The continuous presence of Christ keeps his Church from all error: “Going, therefore, teach all nations . . . teaching them to observe all things whatsoever I have commanded you; and behold, I am with you all days even to the consummation of the world” (Matt. 19:20).

“To err is human,” wrote Alexander Pope. And we might add, with Thomas Dryden, “Nor is the people’s judgment always true: The most may err as grossly as the few.” Even the most brilliant human mind cannot know for certain (unless he is told) what the man next to him is thinking. Groups of brilliant men have again and again come to conclusions which have later been proved to be false. All history is witness to the fallibility of human reason.

Suppose, then, that God made a revelation to men and merely left it to us to discuss and interpret and teach. His revelation would become so entangled in the course of time that no one would know for certain what the original revelation had been or whether there had even been one.

Certainly, God could not command, under pain of eternal damnation, the acceptance of truth on fallible human authority. He could not say of truth taught by man unaided, “He that believes and is baptized shall be saved, but he that believes not shall be condemned” (Mark 16:16) Yet that is what he said about his Church’s teaching.

If you believe that there is a God who is absolute truth and that God has revealed certain things to men, you must reasonably expect those revealed matters to contain truths you would not otherwise be able to know. You must suppose that those truths are important, even vital, for you–otherwise God would not have revealed them.

You must suppose, therefore, that God wants you to know them truly. He wants you to know them as they left him–unaltered, undiminished, undefiled by the treatment of fallible human reason. But how could that be accomplished?

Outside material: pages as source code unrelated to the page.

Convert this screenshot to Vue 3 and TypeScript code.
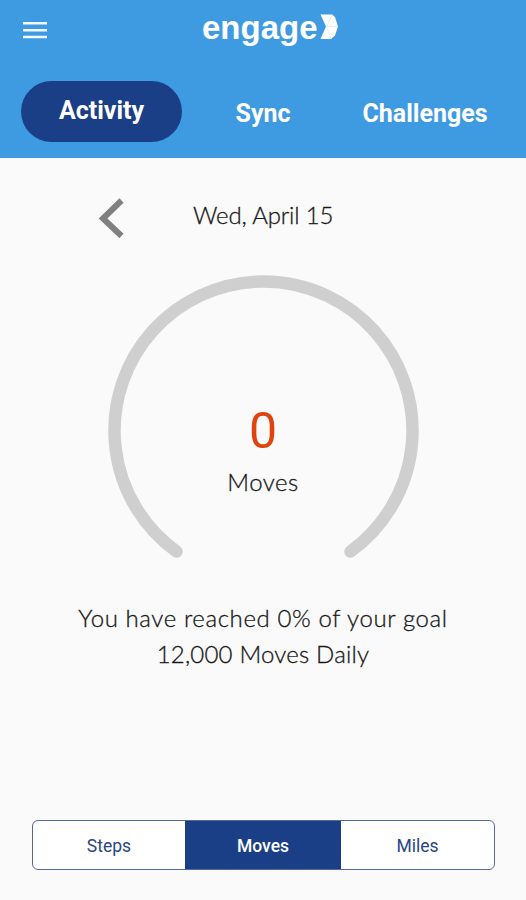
<script setup lang="ts">
import { ref } from 'vue'

const tabs = ['Activity', 'Sync', 'Challenges']
const units = ['Steps', 'Moves', 'Miles']
const activeTab = ref('Activity')
const activeUnit = ref('Moves')
const moves = ref(0)
</script>

<template>
  <main class="screen">
    <header class="header">
      <div class="topbar">
        <button class="menu" aria-label="Menu">
          <svg width="24" height="17" viewBox="0 0 24 17">
            <path d="M0 1.300H24M0 8.200H24M0 15H24" stroke="#f4faff" stroke-width="2.600" />
          </svg>
        </button>
        <div class="brand">
          <span class="brand-name">engage</span>
          <svg class="brand-mark" width="19" height="26" viewBox="0 0 19 26">
            <path d="M.5 .5H12L15 3L18 12.500L15 21.500L11 25H.5L6 12.500Z" fill="#fff" />
            <path d="M12 .5L6.500 12.500L11 25M6.500 12.500H18" fill="none" stroke="#d4e9f9" stroke-width=".7" />
          </svg>
        </div>
      </div>
      <nav class="tabs">
        <button v-for="tab in tabs" :key="tab" class="tab" :class="{ active: tab === activeTab }" @click="activeTab = tab">
          <span>{{ tab }}</span>
        </button>
      </nav>
    </header>

    <section class="date-row">
      <button class="previous" aria-label="Previous day">
        <svg width="26" height="40" viewBox="0 0 26 40">
          <path d="M23.500 2.500L5 20.500L23.500 38" fill="none" stroke="#808080" stroke-width="6" />
        </svg>
      </button>
      <span class="date">Wed, April 15</span>
    </section>

    <section class="gauge">
      <svg class="arc" width="312" height="290" viewBox="0 0 312 290">
        <path d="M69.500 276.500A149 149 0 1 1 243.500 276.500" fill="none" stroke="#d0cfd0" stroke-width="12.500" stroke-linecap="round" />
      </svg>
      <div class="reading">
        <span class="value">{{ moves }}</span>
        <span class="label">Moves</span>
      </div>
    </section>

    <section class="goal">
      <p class="reached">You have reached 0% of your goal</p>
      <p class="target">12,000 Moves Daily</p>
    </section>

    <div class="units">
      <button v-for="unit in units" :key="unit" class="unit" :class="{ selected: unit === activeUnit }" @click="activeUnit = unit">
        {{ unit }}
      </button>
    </div>
  </main>
</template>

<style>
body {
  margin: 0;
  background: #fafafa;
}
</style>

<style scoped>
.screen {
  display: flex;
  flex-direction: column;
  width: 526px;
  height: 900px;
  overflow: hidden;
  background: #fafafa;
  color: #181818;
  font-family: Lato, "Liberation Sans", sans-serif;
  font-weight: 300;
}
button {
  padding: 0;
  border: 0;
  background: none;
  color: inherit;
  font: inherit;
}
svg {
  display: block;
}
.header {
  height: 158px;
  background: #3f9be1;
  color: #fff;
}
.topbar {
  display: flex;
  height: 81px;
}
.menu {
  width: 24px;
  height: 17px;
  margin: 22px 0 0 23px;
}
.brand {
  display: flex;
  margin: 9px 0 0 155px;
}
.brand-name {
  width: 118px;
  font: bold 33px/38px "Liberation Sans", sans-serif;
}
.brand-mark {
  margin-top: 5px;
}
.tabs {
  display: grid;
  grid-template-columns: 161px 162px 162px;
  height: 61px;
  margin-left: 21px;
  font: bold 25px/60px Roboto, sans-serif;
}
.tab {
  height: 61px;
  padding-top: 3px;
  white-space: nowrap;
}
.tab.active {
  padding: 0 0 1px;
  border-radius: 31px;
  background: #1b3f86;
}
.date-row {
  display: flex;
  height: 117px;
}
.previous {
  width: 26px;
  height: 40px;
  margin: 40px 0 0 98px;
}
.date,
.label,
.goal {
  font-size: 24px;
  -webkit-text-stroke: .3px currentColor;
}
.date {
  margin: 42px 0 0 69px;
  line-height: 30px;
  letter-spacing: -.15px;
  white-space: nowrap;
}
.gauge {
  display: grid;
  width: 312px;
  height: 290px;
  margin-left: 107px;
}
.arc,
.reading {
  grid-area: 1 / 1;
}
.reading {
  display: flex;
  flex-direction: column;
  align-items: center;
  padding-top: 126px;
}
.value {
  color: #df430e;
  font: 400 50px/60px Roboto, sans-serif;
}
.label {
  margin-top: 6px;
  line-height: 30px;
  letter-spacing: .5px;
}
.goal {
  padding-top: 35px;
  line-height: 36px;
  text-align: center;
}
.goal p {
  margin: 0;
}
.reached {
  letter-spacing: .6px;
}
.target {
  letter-spacing: .2px;
}
.units {
  display: grid;
  grid-template-columns: 152px 156px 1fr;
  width: 463px;
  height: 50px;
  box-sizing: border-box;
  margin: auto 0 30px 32px;
  border: 1px solid #5668a0;
  border-radius: 6px;
  overflow: hidden;
  background: #fff;
  color: #294586;
  font: 17.500px/50px Roboto, sans-serif;
}
.unit.selected {
  background: #1b3f86;
  color: #fff;
  font-weight: 500;
}
</style>
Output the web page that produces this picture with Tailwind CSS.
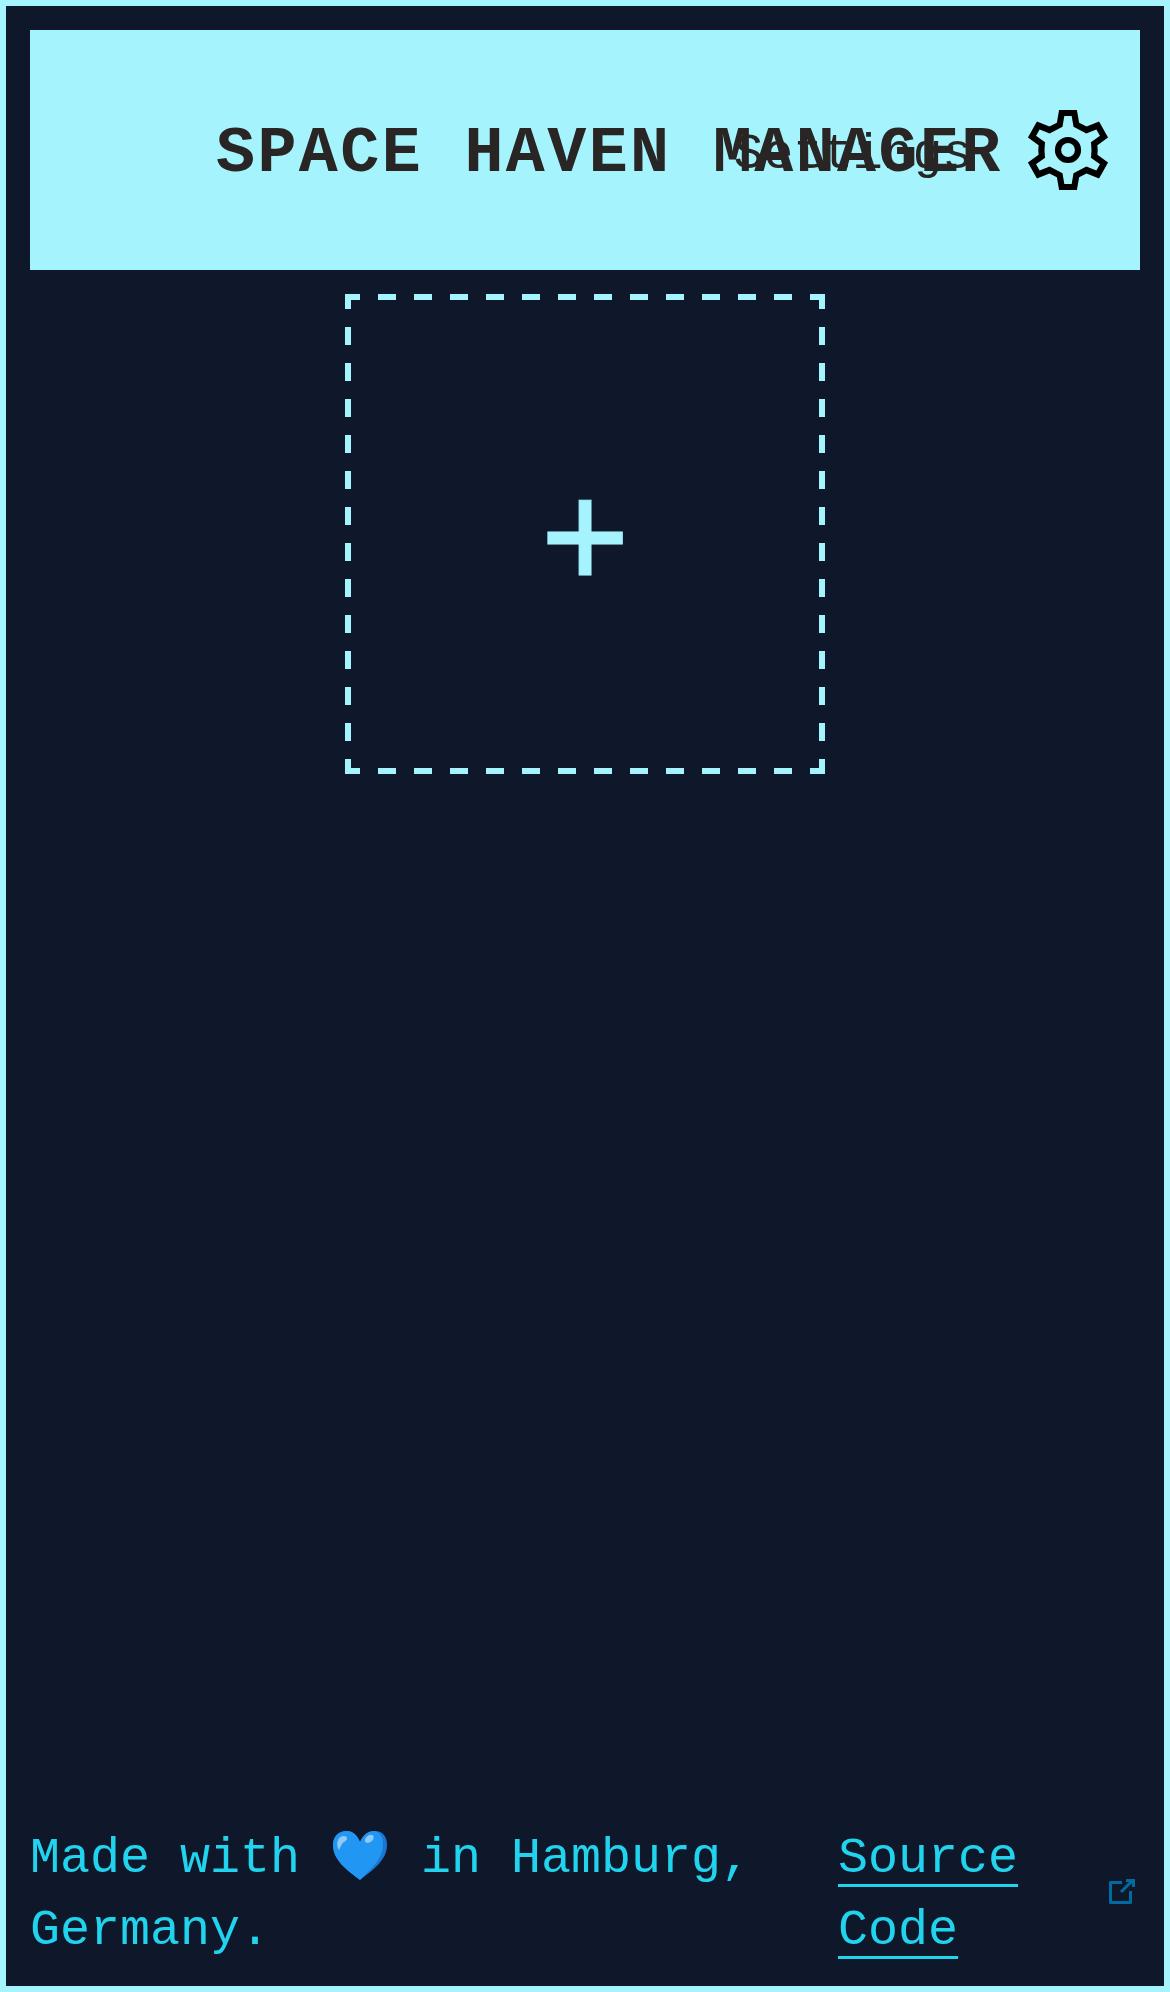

God has devised a way. It is his Church. He has made it that channel by which his truth passes to men. That is why the Church is infallible. Christ meant it to be so. He sent his Holy Spirit to guide the Church to witness to the truth as he did.

Infallibility is not sinlessness. It is not divine inspiration. It is not a special message from God. It is not an illumination of the mind. It is not a special source of information. It does not mean that individual bishops or groups of bishops or one pope or all popes can never make mistakes or teach error. It does not give divine power to the pope. It does not even mean that the pope cannot be condemned as a heretic.

The infallibility of the Church is seen best in the infallibility of the bishops. They are, in the fullest sense, the successors of the apostles. When they teach a truth so widely that it can be called the teaching of the episcopate of the Catholic Church, that teaching is true. God’s power keeps it from being wrong.

Sometimes a definite statement of the truth is demanded. The world may, for example, want to know authoritatively what the bishops teach on a certain matter. Or a new problem might arise for which a solution is urgently demanded. Or it might be that men need a certain truth to be emphasized for them by being declared part of God’s revelation. In cases like these the pope may make a solemn definition.

If you really want to know what the infallibility of the pope means you should go to the source, the definition by the ecumenical council of the Church at the Vatican on July 18, 1870. Here it is: “It is a divinely revealed dogma that the Roman Pontiff, when he speaks ex cathedra–that is, when, acting in the office of shepherd and teacher of all Christians, he defines by virtue of his supreme apostolic authority, doctrine, concerning faith or morals, to be held by the universal Church–possesses through the divine assistance promised to him in the person of St. Peter the infallibility with which the divine Redeemer willed his Church to be endowed in defining doctrines concerning faith or morals, and that definitions of the Roman Pontiff are therefore irreformable because of their nature, and not because of the agreement of the Church.”

Note what a limited gift this is. Infallibility simply guarantees that the teachings of the united Catholic episcopate and the definitions of the pope are free from error. God’s revelation is safeguarded. Human minds can work on it, discuss it, study it, explain it, draw conclusions from it, and still not destroy it. That is what matters most. God’s truth must be preserved. In studying that truth the human mind has abounding scope for its activity. But infallibility is there all the time to keep the truth untarnished. It is God’s wonderful device for reconciling the fallible activity of our minds and the infallible truth of the revelation he has made.

It is important to understand the conditions which must be fulfilled before the pope speaks infallibly. They should be studied carefully in the definition of the Vatican I. Once they are realized it is easy enough to see that if a pope, in his private teaching, for example, or in a letter to a bishop or group of bishops, or under any circumstances when not all the conditions for infallibility are fulfilled, teaches error, he may even be condemned as a heretic.

A case in point is that of Pope Honorius (625-638), who was condemned as a heretic by the sixth ecumenical council in 680 for having, in a letter to Sergius, Patriarch of Constantinople, smoothed over heretical teaching and failed to give a dogmatic decision.

Much money has been spent by various Protestant bodies in the attempt to find even one formal papal definition which has been proved wrong or to find where one pope, attempting to teach infallibly, contradicted another or an ecumenical council. The records have been diligently searched by brilliant minds. Nothing has been overlooked; not one minor detail has been ignored. The result has been the complete vindication of the Church and the pope.

From what has been written it will be evident that the personal character of the pope is quite irrelevant to his infallibility. God uses his preventive power over him, whether he be a saint like Pius X or a sinner like Alexander VI.

It should be evident, too, that infallibility is in no way opposed to legitimate human freedom. Quite the opposite. The purpose of infallibility is to safeguard the truth and thus to safeguard freedom. After all, said Christ, “The truth shall make you free.” (John 8: 32).